EXERCISE BRIEF: Repeat the whole listing below, word for word.

+++

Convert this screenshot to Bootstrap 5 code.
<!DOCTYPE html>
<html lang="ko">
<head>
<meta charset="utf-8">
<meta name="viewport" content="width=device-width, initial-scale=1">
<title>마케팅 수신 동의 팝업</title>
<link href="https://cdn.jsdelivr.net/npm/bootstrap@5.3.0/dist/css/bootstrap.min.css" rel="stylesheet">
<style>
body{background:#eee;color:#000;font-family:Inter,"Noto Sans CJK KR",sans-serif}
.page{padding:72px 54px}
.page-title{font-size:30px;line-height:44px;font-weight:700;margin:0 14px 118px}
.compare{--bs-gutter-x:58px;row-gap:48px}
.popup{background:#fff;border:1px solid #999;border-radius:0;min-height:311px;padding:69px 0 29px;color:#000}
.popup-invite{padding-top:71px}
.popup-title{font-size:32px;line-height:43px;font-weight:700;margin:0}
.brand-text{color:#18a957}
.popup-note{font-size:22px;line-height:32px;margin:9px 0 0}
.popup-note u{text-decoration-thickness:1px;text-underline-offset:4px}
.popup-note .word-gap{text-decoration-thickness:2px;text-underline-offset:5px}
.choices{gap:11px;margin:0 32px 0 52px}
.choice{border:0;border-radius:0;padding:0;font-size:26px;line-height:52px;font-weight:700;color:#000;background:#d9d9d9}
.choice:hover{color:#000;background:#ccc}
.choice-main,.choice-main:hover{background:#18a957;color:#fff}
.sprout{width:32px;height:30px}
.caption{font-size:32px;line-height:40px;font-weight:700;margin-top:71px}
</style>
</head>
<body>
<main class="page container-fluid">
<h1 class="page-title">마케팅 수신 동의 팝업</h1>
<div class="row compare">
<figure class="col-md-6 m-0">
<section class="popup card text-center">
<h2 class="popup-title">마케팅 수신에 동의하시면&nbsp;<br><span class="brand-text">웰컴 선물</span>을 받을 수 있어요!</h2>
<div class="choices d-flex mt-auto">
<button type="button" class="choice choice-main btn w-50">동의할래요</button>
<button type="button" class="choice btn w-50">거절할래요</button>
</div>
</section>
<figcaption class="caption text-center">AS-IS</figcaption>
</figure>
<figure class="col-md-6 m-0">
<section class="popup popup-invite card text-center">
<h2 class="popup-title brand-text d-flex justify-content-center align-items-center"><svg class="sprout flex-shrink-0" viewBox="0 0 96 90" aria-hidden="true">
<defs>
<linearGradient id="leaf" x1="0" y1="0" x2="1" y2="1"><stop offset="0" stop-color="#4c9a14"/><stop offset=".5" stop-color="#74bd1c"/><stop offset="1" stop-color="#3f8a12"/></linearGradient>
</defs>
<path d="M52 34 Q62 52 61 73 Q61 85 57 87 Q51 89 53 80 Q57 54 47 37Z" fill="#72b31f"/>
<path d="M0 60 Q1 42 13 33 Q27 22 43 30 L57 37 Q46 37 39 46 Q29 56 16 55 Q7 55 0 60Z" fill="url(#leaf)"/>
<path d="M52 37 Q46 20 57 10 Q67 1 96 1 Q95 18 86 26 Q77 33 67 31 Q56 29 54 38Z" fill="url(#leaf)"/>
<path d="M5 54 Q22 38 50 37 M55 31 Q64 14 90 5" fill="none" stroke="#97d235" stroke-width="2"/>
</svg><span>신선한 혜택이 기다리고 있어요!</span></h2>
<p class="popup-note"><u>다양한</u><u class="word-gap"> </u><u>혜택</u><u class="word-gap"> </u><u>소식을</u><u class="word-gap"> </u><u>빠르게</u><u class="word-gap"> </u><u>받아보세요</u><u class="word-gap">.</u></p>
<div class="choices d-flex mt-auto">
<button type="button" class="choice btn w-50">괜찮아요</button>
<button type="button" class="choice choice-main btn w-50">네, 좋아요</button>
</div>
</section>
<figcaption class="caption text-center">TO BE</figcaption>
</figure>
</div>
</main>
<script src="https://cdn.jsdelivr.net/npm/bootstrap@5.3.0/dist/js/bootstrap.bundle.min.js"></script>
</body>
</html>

+++

ANSWER BELOW:
Convert this screenshot to Bootstrap 5 code.
<!DOCTYPE html>
<html lang="ko">
<head>
<meta charset="utf-8">
<meta name="viewport" content="width=device-width, initial-scale=1">
<title>마케팅 수신 동의 팝업</title>
<link href="https://cdn.jsdelivr.net/npm/bootstrap@5.3.0/dist/css/bootstrap.min.css" rel="stylesheet">
<style>
body{background:#eee;color:#000;font-family:Inter,"Noto Sans CJK KR",sans-serif}
.page{padding:72px 54px}
.page-title{font-size:30px;line-height:44px;font-weight:700;margin:0 14px 118px}
.compare{--bs-gutter-x:58px;row-gap:48px}
.popup{background:#fff;border:1px solid #999;border-radius:0;min-height:311px;padding:69px 0 29px;color:#000}
.popup-invite{padding-top:71px}
.popup-title{font-size:32px;line-height:43px;font-weight:700;margin:0}
.brand-text{color:#18a957}
.popup-note{font-size:22px;line-height:32px;margin:9px 0 0}
.popup-note u{text-decoration-thickness:1px;text-underline-offset:4px}
.popup-note .word-gap{text-decoration-thickness:2px;text-underline-offset:5px}
.choices{gap:11px;margin:0 32px 0 52px}
.choice{border:0;border-radius:0;padding:0;font-size:26px;line-height:52px;font-weight:700;color:#000;background:#d9d9d9}
.choice:hover{color:#000;background:#ccc}
.choice-main,.choice-main:hover{background:#18a957;color:#fff}
.sprout{width:32px;height:30px}
.caption{font-size:32px;line-height:40px;font-weight:700;margin-top:71px}
</style>
</head>
<body>
<main class="page container-fluid">
<h1 class="page-title">마케팅 수신 동의 팝업</h1>
<div class="row compare">
<figure class="col-md-6 m-0">
<section class="popup card text-center">
<h2 class="popup-title">마케팅 수신에 동의하시면&nbsp;<br><span class="brand-text">웰컴 선물</span>을 받을 수 있어요!</h2>
<div class="choices d-flex mt-auto">
<button type="button" class="choice choice-main btn w-50">동의할래요</button>
<button type="button" class="choice btn w-50">거절할래요</button>
</div>
</section>
<figcaption class="caption text-center">AS-IS</figcaption>
</figure>
<figure class="col-md-6 m-0">
<section class="popup popup-invite card text-center">
<h2 class="popup-title brand-text d-flex justify-content-center align-items-center"><svg class="sprout flex-shrink-0" viewBox="0 0 96 90" aria-hidden="true">
<defs>
<linearGradient id="leaf" x1="0" y1="0" x2="1" y2="1"><stop offset="0" stop-color="#4c9a14"/><stop offset=".5" stop-color="#74bd1c"/><stop offset="1" stop-color="#3f8a12"/></linearGradient>
</defs>
<path d="M52 34 Q62 52 61 73 Q61 85 57 87 Q51 89 53 80 Q57 54 47 37Z" fill="#72b31f"/>
<path d="M0 60 Q1 42 13 33 Q27 22 43 30 L57 37 Q46 37 39 46 Q29 56 16 55 Q7 55 0 60Z" fill="url(#leaf)"/>
<path d="M52 37 Q46 20 57 10 Q67 1 96 1 Q95 18 86 26 Q77 33 67 31 Q56 29 54 38Z" fill="url(#leaf)"/>
<path d="M5 54 Q22 38 50 37 M55 31 Q64 14 90 5" fill="none" stroke="#97d235" stroke-width="2"/>
</svg><span>신선한 혜택이 기다리고 있어요!</span></h2>
<p class="popup-note"><u>다양한</u><u class="word-gap"> </u><u>혜택</u><u class="word-gap"> </u><u>소식을</u><u class="word-gap"> </u><u>빠르게</u><u class="word-gap"> </u><u>받아보세요</u><u class="word-gap">.</u></p>
<div class="choices d-flex mt-auto">
<button type="button" class="choice btn w-50">괜찮아요</button>
<button type="button" class="choice choice-main btn w-50">네, 좋아요</button>
</div>
</section>
<figcaption class="caption text-center">TO BE</figcaption>
</figure>
</div>
</main>
<script src="https://cdn.jsdelivr.net/npm/bootstrap@5.3.0/dist/js/bootstrap.bundle.min.js"></script>
</body>
</html>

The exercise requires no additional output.